— begin —

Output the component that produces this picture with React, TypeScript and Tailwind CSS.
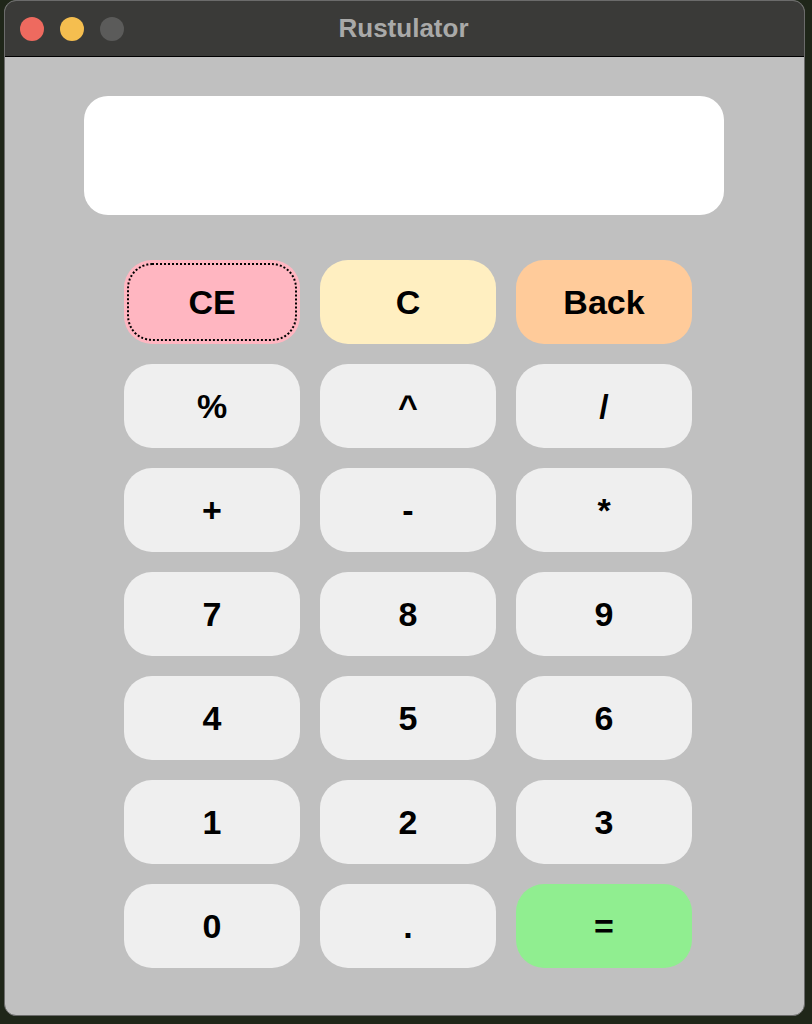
import React from "react";

type Btn = { label: string; bg: string; focus?: boolean };

const rows: Btn[][] = [
  [
    { label: "CE", bg: "bg-[#ffb6c1]", focus: true },
    { label: "C", bg: "bg-[#ffefc1]" },
    { label: "Back", bg: "bg-[#ffcb9a]" },
  ],
  [
    { label: "%", bg: "bg-[#efefef]" },
    { label: "^", bg: "bg-[#efefef]" },
    { label: "/", bg: "bg-[#efefef]" },
  ],
  [
    { label: "+", bg: "bg-[#efefef]" },
    { label: "-", bg: "bg-[#efefef]" },
    { label: "*", bg: "bg-[#efefef]" },
  ],
  [
    { label: "7", bg: "bg-[#efefef]" },
    { label: "8", bg: "bg-[#efefef]" },
    { label: "9", bg: "bg-[#efefef]" },
  ],
  [
    { label: "4", bg: "bg-[#efefef]" },
    { label: "5", bg: "bg-[#efefef]" },
    { label: "6", bg: "bg-[#efefef]" },
  ],
  [
    { label: "1", bg: "bg-[#efefef]" },
    { label: "2", bg: "bg-[#efefef]" },
    { label: "3", bg: "bg-[#efefef]" },
  ],
  [
    { label: "0", bg: "bg-[#efefef]" },
    { label: ".", bg: "bg-[#efefef]" },
    { label: "=", bg: "bg-[#90ee90]" },
  ],
];

export default function App() {
  return (
    <div
      className="w-[812px] h-[1024px] bg-[#1f2619] pl-[4px] overflow-hidden"
      style={{ fontFamily: '"Liberation Sans", Arial, sans-serif' }}
    >
      <div className="w-[801px] h-[1016px] rounded-[12px] overflow-hidden border border-[#6b6b6b] flex flex-col bg-[#c0c0c0]">
        <div className="h-[56px] shrink-0 bg-[#3a3a38] border-b border-black flex items-center relative">
          <div className="flex items-center gap-[16px] pl-[15px]">
            <div className="w-[24px] h-[24px] rounded-full bg-[#ee6a5f]" />
            <div className="w-[24px] h-[24px] rounded-full bg-[#f5be4f]" />
            <div className="w-[24px] h-[24px] rounded-full bg-[#5b5b5a]" />
          </div>
          <div className="absolute inset-0 flex items-center justify-center pr-[2px] pb-[2px]">
            <span className="text-[26px] font-bold text-[#a9a9a8] leading-none">Rustulator</span>
          </div>
        </div>
        <div className="flex-1 flex flex-col pt-[39px]">
          <div className="ml-[79px] w-[640px] h-[119px] bg-white rounded-[24px]" />
          <div className="mt-[45px] ml-[119px] grid grid-cols-[176px_176px_176px] gap-[20px]">
            {rows.flat().map((b, i) => (
              <div
                key={i}
                className={`h-[84px] rounded-[28px] ${b.bg} flex items-center justify-center text-[34px] font-bold text-black relative`}
              >
                {b.focus && (
                  <div className="absolute inset-[3px] rounded-[25px] border-2 border-dotted border-black" />
                )}
                <span className="leading-none">{b.label}</span>
              </div>
            ))}
          </div>
        </div>
      </div>
    </div>
  );
}
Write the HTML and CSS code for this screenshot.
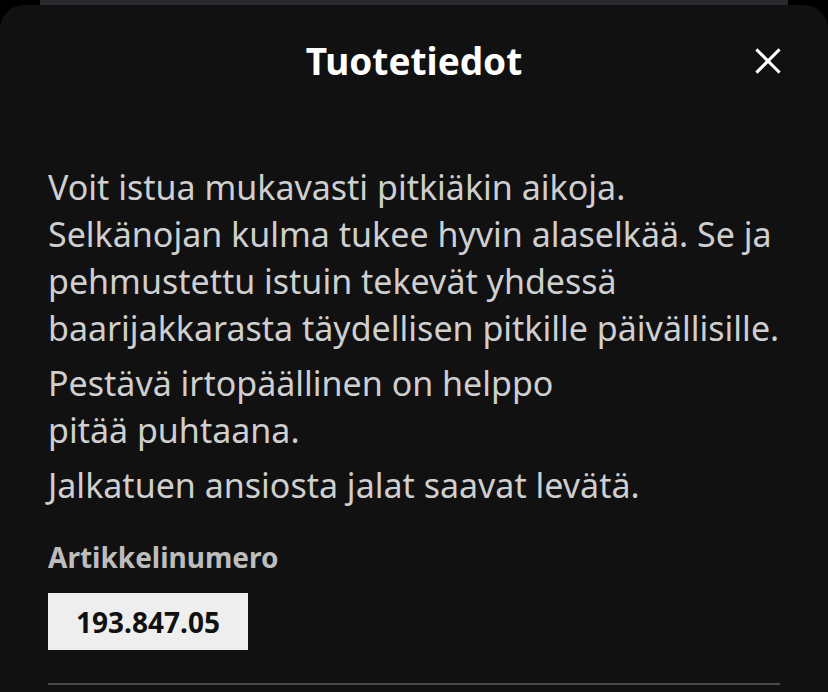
FILE: index.html
```html
<!DOCTYPE html>
<html lang="fi">
<head>
<meta charset="utf-8">
<link rel="stylesheet" href="styles.css">
</head>
<body>
<div class="backdrop"><div class="peek"></div></div>
<section class="sheet">
  <header class="sheet-header">
    <h1 class="sheet-title">Tuotetiedot</h1>
    <button class="close" aria-label="Sulje">
      <svg viewBox="0 0 24 24" width="28" height="28"><path d="M3 3 L21 21 M21 3 L3 21" stroke="#fff" stroke-width="2.6" stroke-linecap="square" fill="none"/></svg>
    </button>
  </header>
  <div class="sheet-body">
    <p class="desc">Voit istua mukavasti pitkiäkin aikoja. Selkänojan kulma tukee hyvin alaselkää. Se ja pehmustettu istuin tekevät yhdessä baarijakkarasta täydellisen pitkille päivällisille.</p>
    <p class="desc">Pestävä irtopäällinen on helppo<br>pitää puhtaana.</p>
    <p class="desc">Jalkatuen ansiosta jalat saavat levätä.</p>
    <h2 class="label">Artikkelinumero</h2>
    <div class="artno">193.847.05</div>
    <hr class="divider">
  </div>
</section>
</body>
</html>
```
FILE: styles.css
```css
* { box-sizing: border-box; }
html, body { margin: 0; padding: 0; background: #000; }
body {
  width: 828px;
  height: 692px;
  overflow: hidden;
  font-family: "Noto Sans", "Open Sans", sans-serif;
}
.backdrop { height: 5px; padding: 0 40px; }
.peek { height: 5px; background: #2b2b2f; }
.sheet {
  background: #111111;
  border-radius: 24px 24px 0 0;
  height: 687px;
  padding: 0 48px;
}
.sheet-header {
  position: relative;
  height: 112px;
  display: flex;
  align-items: center;
  justify-content: center;
}
.sheet-title {
  margin: 0;
  margin-top: -2px;
  color: #fff;
  font-size: 37px;
  font-weight: 700;
}
.close {
  position: absolute;
  right: -8px;
  top: 36px;
  background: none;
  border: 0;
  padding: 0;
  width: 40px;
  height: 40px;
  display: flex;
  align-items: center;
  justify-content: center;
}
.sheet-body { padding-top: 47px; }
.desc {
  margin: 0 0 8px;
  color: #cfcfcf;
  font-size: 34px;
  line-height: 47px;
}
.label {
  margin: 30px 0 0;
  color: #bdbdbd;
  font-size: 28px;
  font-weight: 700;
  line-height: 36px;
}
.artno {
  margin-top: 18px;
  width: 200px;
  height: 57px;
  background: #eeeeee;
  color: #111;
  font-size: 28px;
  font-weight: 700;
  display: flex;
  align-items: center;
  justify-content: center;
}
.divider {
  margin: 33px 0 0;
  border: 0;
  border-top: 2px solid #4a4a4a;
}
```
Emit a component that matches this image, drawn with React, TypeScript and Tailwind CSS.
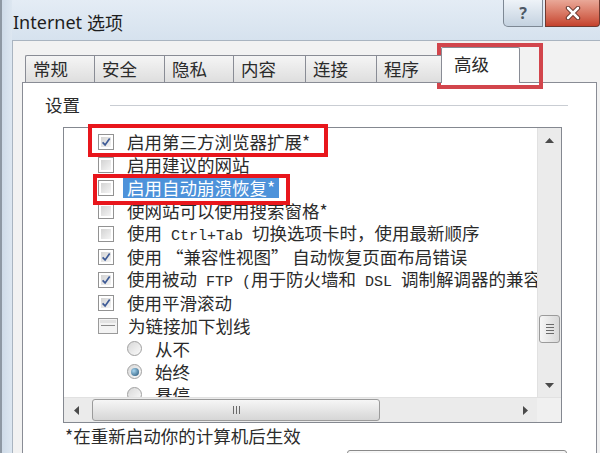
import React from "react";

type Row = {
  kind: "check" | "radio" | "group";
  on?: boolean;
  sel?: boolean;
  text: React.ReactNode;
};

const mono = "font-['Liberation_Mono',monospace] text-[15px]";

const rows: Row[] = [
  { kind: "check", on: true, text: "启用第三方浏览器扩展*" },
  { kind: "check", text: "启用建议的网站" },
  { kind: "check", sel: true, text: "启用自动崩溃恢复*" },
  { kind: "check", text: "使网站可以使用搜索窗格*" },
  {
    kind: "check",
    text: (
      <>
        使用<span className={mono}> Ctrl+Tab </span>切换选项卡时，使用最新顺序
      </>
    ),
  },
  { kind: "check", on: true, text: "使用 “兼容性视图” 自动恢复页面布局错误" },
  {
    kind: "check",
    on: true,
    text: (
      <>
        使用被动<span className={mono}> FTP (</span>用于防火墙和<span className={mono}> DSL </span>
        调制解调器的兼容性)
      </>
    ),
  },
  { kind: "check", on: true, text: "使用平滑滚动" },
  { kind: "group", text: "为链接加下划线" },
  { kind: "radio", text: "从不" },
  { kind: "radio", on: true, text: "始终" },
  { kind: "radio", text: "悬停" },
];

const tabs = [
  { label: "常规", w: "w-[69px]" },
  { label: "安全", w: "w-[70px]" },
  { label: "隐私", w: "w-[69px]" },
  { label: "内容", w: "w-[72px]" },
  { label: "连接", w: "w-[71px]" },
  { label: "程序", w: "w-[65px]" },
];

const Check = ({ on }: { on?: boolean }) => (
  <div className="w-[16px] h-[16px] shrink-0 border border-[#929292] bg-white p-[2px]">
    <div className="relative w-full h-full bg-linear-to-br from-[#d3d3d3] to-[#f5f5f5]">
      {on && (
        <svg viewBox="0 0 10 10" className="absolute inset-0 w-full h-full">
          <path d="M1.6 5.3 L4.1 7.9 L8.7 1.6" fill="none" stroke="#3e5b96" strokeWidth="1.7" />
        </svg>
      )}
    </div>
  </div>
);

const Radio = ({ on }: { on?: boolean }) => (
  <div className="w-[15px] h-[15px] shrink-0 rounded-full border border-[#a0a0a0] bg-linear-to-br from-[#d8d8d8] to-[#fbfbfb] flex items-center justify-center">
    {on && <div className="w-[8px] h-[8px] rounded-full bg-radial-[at_35%_35%] from-[#a8d6f0] to-[#1f4f72]" />}
  </div>
);

const GroupIcon = () => (
  <svg width="20" height="16" viewBox="0 0 20 16" className="shrink-0">
    <rect x="0.5" y="0.5" width="19" height="15" fill="#f3f3f3" stroke="#9a9a9a" />
    <rect x="2" y="2" width="16" height="3" fill="#e2e2e2" />
    <line x1="3" y1="7.5" x2="17" y2="7.5" stroke="#8a8a8a" />
  </svg>
);

const Tri = ({ dir }: { dir: "up" | "down" | "left" | "right" }) => {
  const pts = {
    up: "0,5 4.5,0 9,5",
    down: "0,0 9,0 4.5,5",
    left: "5,0 5,9 0,4.5",
    right: "0,0 0,9 5,4.5",
  }[dir];
  const vertical = dir === "up" || dir === "down";
  return (
    <svg width={vertical ? 9 : 5} height={vertical ? 5 : 9} viewBox={vertical ? "0 0 9 5" : "0 0 5 9"}>
      <polygon points={pts} fill="#4a4a4a" />
    </svg>
  );
};

export default function App() {
  return (
    <div className="relative w-[600px] h-[453px] overflow-hidden flex bg-[#dbe5f0] text-[#2b2b2b] font-['Noto_Sans','Noto_Sans_CJK_SC',sans-serif]">
      {/* left window frame */}
      <div className="w-[12px] h-full shrink-0 border-l-[2px] border-[#8e98a3] bg-linear-to-r from-[#cfdbe8] to-[#dde7f1]" />

      <div className="flex-1 flex flex-col min-w-0">
        {/* title bar */}
        <div className="h-[40px] shrink-0 flex items-start justify-between bg-linear-to-b from-[#e4ecf5] to-[#d6e2ee]">
          <div className="h-full flex items-center pt-[4px] pl-[1px] text-[18px] text-[#1e1e1e]">
            Internet <span className="ml-[5px] font-['Noto_Sans_CJK_SC',sans-serif]">选项</span>
          </div>
          <div className="flex gap-[2px]">
            <div className="w-[40px] h-[27px] rounded-bl-[5px] border border-t-0 border-[#7d8894] bg-linear-to-b from-[#eef3f8] to-[#c4d2e0] flex items-center justify-center text-[16px] font-bold text-[#4d5966]">
              ?
            </div>
            <div className="w-[55px] h-[27px] rounded-br-[4px] border border-t-0 border-[#6e3a31] bg-linear-to-b from-[#e9a898] to-[#c4412c] flex items-center justify-center">
              <svg width="16" height="14" viewBox="0 0 16 14">
                <path d="M3 2 L13 12 M13 2 L3 12" stroke="#5a2a22" strokeWidth="4.4" strokeLinecap="round" />
                <path d="M3 2 L13 12 M13 2 L3 12" stroke="#ffffff" strokeWidth="2.6" strokeLinecap="round" />
              </svg>
            </div>
          </div>
        </div>

        {/* dialog body */}
        <div className="flex-1 flex flex-col bg-[#f2f2f2] border-t border-l border-[#a9b4c0] pl-[9px] pt-[6px]">
          {/* tabs */}
          <div className="relative z-10 flex items-end h-[36px] -mb-px ml-[3px] text-[17.5px] font-['Noto_Sans_CJK_SC',sans-serif]">
            {tabs.map((t, i) => (
              <div
                key={t.label}
                className={`${t.w} h-[28px] flex items-center pl-[7px] border-t border-b border-l border-[#898c95] bg-linear-to-b from-[#f5f5f5] to-[#dedede] ${
                  i === 0 ? "rounded-tl-[2px]" : ""
                }`}
              >
                {t.label}
              </div>
            ))}
            <div className="w-[79px] h-[36px] flex items-center pl-[12px] pb-[2px] bg-white border-t border-l border-r border-[#898c95] rounded-t-[2px]">
              高级
            </div>
          </div>

          {/* tab panel */}
          <div className="flex-1 mr-[3px] bg-white border border-[#898c95] pt-[12px] pl-[22px] pr-[22px] text-[17.5px] font-['Noto_Sans_CJK_SC',sans-serif]">
            <div className="h-[20px] flex items-center">
              <span className="leading-none">设置</span>
              <div className="flex-1 h-px bg-[#c9cdd3] ml-[30px] mr-[6px]" />
            </div>

            {/* list box */}
            <div className="ml-[18px] mt-[12px] w-[499px] h-[296px] border border-[#848890] flex flex-col">
              <div className="flex h-[269px]">
                <div className="flex-1 overflow-hidden pt-[2px] min-w-0">
                  {rows.map((r, i) => (
                    <div key={i} className="h-[23px] flex items-center whitespace-nowrap leading-none">
                      {r.kind === "check" && (
                        <div className="ml-[34px] flex items-center">
                          <Check on={r.on} />
                        </div>
                      )}
                      {r.kind === "group" && (
                        <div className="ml-[34px] flex items-center">
                          <GroupIcon />
                        </div>
                      )}
                      {r.kind === "radio" && (
                        <div className="ml-[63px] flex items-center">
                          <Radio on={r.on} />
                        </div>
                      )}
                      {r.sel ? (
                        <span className="ml-[9px] px-[4px] h-[20px] flex items-center bg-[#4d92da] text-white">
                          {r.text}
                        </span>
                      ) : (
                        <span
                          className={
                            r.kind === "radio" ? "ml-[13px]" : r.kind === "group" ? "ml-[10px]" : "ml-[13px]"
                          }
                        >
                          {r.text}
                        </span>
                      )}
                    </div>
                  ))}
                </div>

                {/* vertical scrollbar */}
                <div className="w-[24px] shrink-0 flex flex-col bg-[#ebebeb] border-l border-[#e1e1e1]">
                  <div className="h-[24px] flex items-center justify-center">
                    <Tri dir="up" />
                  </div>
                  <div className="h-[163px]" />
                  <div className="h-[28px] mx-[1px] rounded-[3px] border border-[#9b9b9b] bg-linear-to-r from-[#f6f6f6] to-[#d9d9d9] flex flex-col items-center justify-center gap-[2px]">
                    <div className="w-[8px] h-px bg-[#6a6a6a]" />
                    <div className="w-[8px] h-px bg-[#6a6a6a]" />
                    <div className="w-[8px] h-px bg-[#6a6a6a]" />
                    <div className="w-[8px] h-px bg-[#6a6a6a]" />
                  </div>
                  <div className="flex-1" />
                  <div className="h-[24px] flex items-center justify-center">
                    <Tri dir="down" />
                  </div>
                </div>
              </div>

              {/* horizontal scrollbar */}
              <div className="flex-1 flex border-t border-[#e1e1e1]">
                <div className="flex-1 flex bg-[#ebebeb]">
                  <div className="w-[24px] flex items-center justify-center">
                    <Tri dir="left" />
                  </div>
                  <div className="w-[288px] my-[1px] ml-[4px] rounded-[3px] border border-[#9b9b9b] bg-linear-to-b from-[#f6f6f6] to-[#d6d6d6] flex items-center justify-center gap-[2px]">
                    <div className="w-px h-[8px] bg-[#6a6a6a]" />
                    <div className="w-px h-[8px] bg-[#6a6a6a]" />
                    <div className="w-px h-[8px] bg-[#6a6a6a]" />
                  </div>
                  <div className="flex-1" />
                  <div className="w-[24px] flex items-center justify-center">
                    <Tri dir="right" />
                  </div>
                </div>
                <div className="w-[24px] bg-[#f0f0f0]" />
              </div>
            </div>

            {/* footer note */}
            <div className="ml-[20px] mt-[4px] h-[18px] flex items-center whitespace-nowrap">
              *在重新启动你的计算机后生效
            </div>
            <div className="ml-[302px] mt-[5px] w-[220px] h-[28px] rounded-[3px] border border-[#8a8a8a] bg-linear-to-b from-[#f7f7f7] to-[#e2e2e2]" />
          </div>
        </div>
      </div>

      {/* red annotation boxes */}
      <div className="absolute left-[88px] top-[124px] w-[240px] h-[33px] border-[4px] border-[#e8161c]" />
      <div className="absolute left-[93px] top-[174px] w-[197px] h-[31px] border-[4px] border-[#e8161c]" />
      <div className="absolute left-[437px] top-[43px] w-[106px] h-[46px] border-[4px] border-[#d2454c]" />
    </div>
  );
}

— end —

▶ **Goal**
Set down again, exactly, the lines of the material above from its first line to the one with "string; bg: string;", inclusive. Leave the pictures out.

▶ **Response to this exercise**
Output the component that produces this picture with React, TypeScript and Tailwind CSS.
import React from "react";

type Btn = { label: string; bg: string; focus?: boolean };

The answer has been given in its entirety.